The tiny Sea of Galilee, the birthplace of the Gospel, is only about twelve miles long and seven miles in its widest part, and Chorazin, Bethsaida, and Capernaum were all situated close together at the northern end. Here Jesus made his permanent home after His fellow-townsmen at Nazareth had rejected Him; here He preached, and here He performed many mighty works. Not till I had visited the spot did I fully realise the insignificance of the area to which the Saviour of mankind confined His ministry. Round the lake stood such important cities as Tiberias and Taricheæ. They were studiously avoided by Jesus. (This would account, perhaps, for their great men hearing nothing of the new teaching, though hardly for their hearing nothing of stupendous miracles performed at their very door.) The cities of the Decapolis were also flourishing in this neighbourhood at the time of Christ’s ministry, and were the centre of great literary activity. Gadara produced Philodemus the Epicurean, a contemporary of Cicero; Meleager the epigrammatist; Menippus the satirist; Theodorus the rhetorician, the tutor of Tiberius; and others. Gerasa, also, was a mother of great teachers. In the words of George Adam Smith: “Philodemus, Meleager, Menippus, Theodorus, were names of which one end of the Lake of Galilee was proud, when Matthew, Peter, James, and John were working at the other end.”[37] If it be argued that for some inscrutable reason God sent His Son only to the lost sheep of the house of Israel and intended His preaching to reach the Gentiles through the medium of His chosen people, why was such a learned and pious Jew as Philo left out in the cold?

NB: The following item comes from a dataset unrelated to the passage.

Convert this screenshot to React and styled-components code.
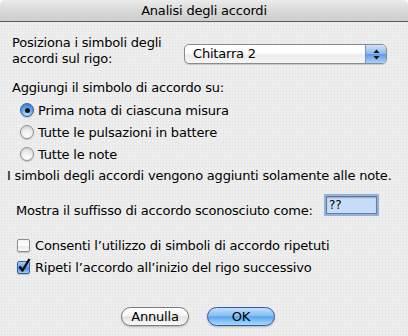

Apologists do not explain at all convincingly why the Almighty could not, or preferred not to, make Himself understood. If He could say “Let there be light,” He could also have said “Let there be knowledge.” Besides, after all, what is there in the broad facts of modern science which could not be explained to an intelligent savage to-day? The shape and movements of the earth are explained in the most elementary geography books, and the theory of Evolution can be made quite clear to comparative children (I speak from personal experience). Recent discoveries have revealed to us that ancient nations must have reached an extraordinarily high state of civilisation. Six thousand years ago, in the valley of the Nile, there existed a standard of civilisation incomparably higher than that of the Jews at the time when God is alleged to have selected them as His chosen people. “The Old Testament,” says Canon C. H. Robinson, “is the history of a people insignificant in number, occupying a country about the same size as the county of Yorkshire; remarkable neither for their superior learning, civilisation, nor military power; remarkable, if for anything, for their obstinate, grasping, usurious character; who, nevertheless, were chosen out of all the nations of the ancient world to be the recipients of peculiar blessings and favours.”[38] This incomprehensible selection of ignorant Jews to be the special recipients of Revelation only emphasises the contention that we have no right to assume that learned men of two thousand years ago could not have understood plain facts, or that it was necessary for them to believe in purely imaginary explanations of the cosmos, in a flat, stationary earth, in a blue-basin sky, in an “Adam and Eve” origin, in devil-possession, in absurd miracles, etc. Their ignorance, which was natural enough considering their opportunities, could easily have been dispelled when God graciously condescended to come and live among them. What a proof would that not have been of His Divinity!

In any case, we are to understand that the Apostles were inspired by the Holy Ghost, so that they might be able to work miracles and be witnesses unto Christ, even to the utmost parts of the earth. Surely, then, they could and should have been enlightened for their mission work up to the level, say, of some of our twentieth-century theologians? The miracle of an intelligence and knowledge equal to that of the average modern apologist is not, after all, so very inconceivable, and it would, at least, have been more useful than miracle-working in a miracle-believing age. Christians, who glibly admit that Jesus had only the knowledge of His age, cannot, I think, fully realise the force of such an admission. One reason for this may be that their own knowledge is not completely up to date. That Jesus had no knowledge of nature’s inviolable laws and shared many of the gross superstitions prevalent around Him; that He accepted the Scriptures as literally true, and not in the sense now attributed to them by the Higher Critics; that He believed that He would come again “in the clouds of heaven with power and great might,” and that the generation in which He lived would not pass away till this had been fulfilled—of all this they may be dimly conscious; but what remain still to be studied by them are the startling disclosures of Comparative Mythology, and of the now fully-established theory of Evolution, and their bearing upon the Christian Faith. The matter is one of the utmost importance, as will be seen by a perusal of the following chapters.


[1] See, for instance, art. “Moses,” Encyclopædia Biblica.

[2] Quoted from a sermon by the Bishop of London in Fulham parish, Christmas Day, 1904. Compare this with Dr. Kirkpatrick’s remark, p. 2 of his book, The Divine Library of the Old Testament: “It is true that the critical investigation of the Bible raises not a few questions of grave difficulty.”

[3] “The adjective ‘higher’ (the sense of which is often misunderstood) has reference simply to the higher and more difficult class of problems, with which, as opposed to textual criticism, the ‘higher’ criticism has to deal” (see Preface to The Higher Criticism, being three papers by S. R. Driver, D.D., and A. F. Kirkpatrick, D.D.).

[4] See Appendix.

[5] [Exodus xxxi. 18] and [xxxii. 16]. Or, to be precise, these having been broken and their fragments considered of no value at the time, the duplicates carefully prepared and inscribed to the dictation of God Himself ([Exodus xxxix].).